Varlamov was able to find a way forward. Financial support came from several sources, including an international student award, donor scholarships and a GoFundMe page. In addition, the DeFrees Family Memorial Fund in nearby Warren, Pa., connected him with the Warren Area Refugee Resettlement Network (WARRN), which provided not only financial help but also a sense of community by connecting him with Ukrainian families in the region.

Linda Kemick of Bradford is a member of WARRN who volunteers with the group to honor her grandmother, who helped resettle immigrants in the area after World War II.

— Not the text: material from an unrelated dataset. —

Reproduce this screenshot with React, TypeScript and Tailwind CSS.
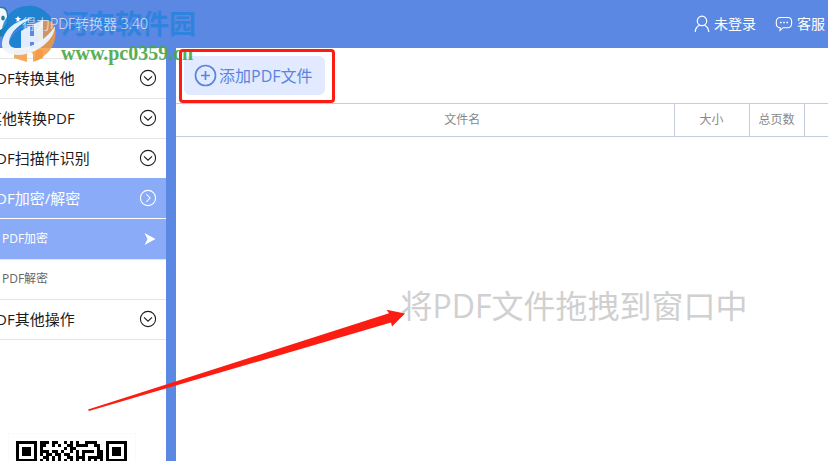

She took Varlamov and his girlfriend, Nastasia Mikhailova, a sophomore business management major whom he knew from Thailand, to Warren for a Friendsgiving dinner with
Ukrainian families.

“It was just nice to see someone from my country,” he said. “It was nice chatting with them.”

Varlamov has been touched by the outpouring of help for him. “It is so much kindness, and I want to give it back by doing what I can on campus,” he said. He is active in student government, works in the university’s makerspace and is an officer in several clubs.

“I like this community,” he says of Bradford. “I want to stay here, and I want to do what I can to help it grow.”